There were at least seven applicants who the Guardian identified as members of the far-right, men-only secret society, the Old Glory Club, although none of them appear to have been offered jobs in the administration so far.

Although none appear to have gone on to find employment in the Trump regime, they made little attempt to hide their nativist views.

Last July, the Guardian reported that the Old Glory Club had established at least 26 clubs nationwide, had ties with similar far-right groups in the UK and antisemitic activists, had held in-person meetups, and represented a “new breed of extremist organisation which aims first to build an offline social network before taking over society”.

Ryan Turnipseed is a founding member of the Old Glory Club who appears to have made an application to Heritage that includes his personal email address and phone number.

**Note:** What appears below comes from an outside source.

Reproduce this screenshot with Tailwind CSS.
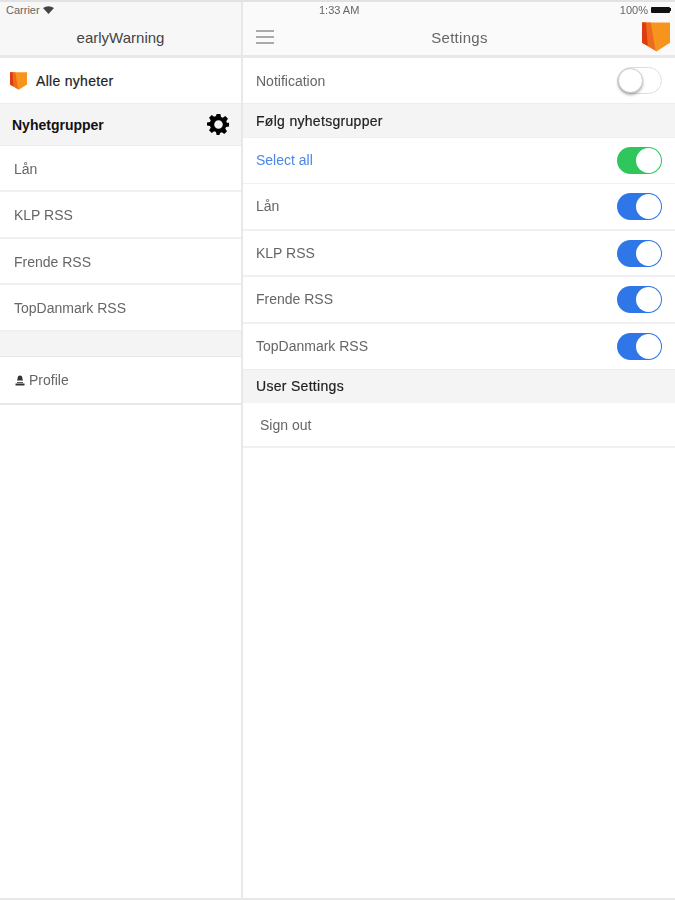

In describing his beliefs, Turnipseed wrote that he supported “Freedom of association and the right to discriminate. They are both one and the same, just worded differently.” He added: “I believe that one’s freedom to associate is vital for a healthy, productive, sane, and morally upright civilization, and that the enshrining of anti-discrimination laws into the American legal system has been disastrous.”

In February 2023, Turnipseed was identified by antifascist researchers as a member of what they called a rising “white supremacist faction within the Lutheran faith”. Later that month, the president of the Lutheran Church-Missouri Synod called for the excommunication of those “propagating radical and unchristian ‘alt-right’ views”.

The Guardian cross-referenced application materials with company records for the Old Glory Club umbrella organization and local chapters to identify six other members who had applied to Project 2025.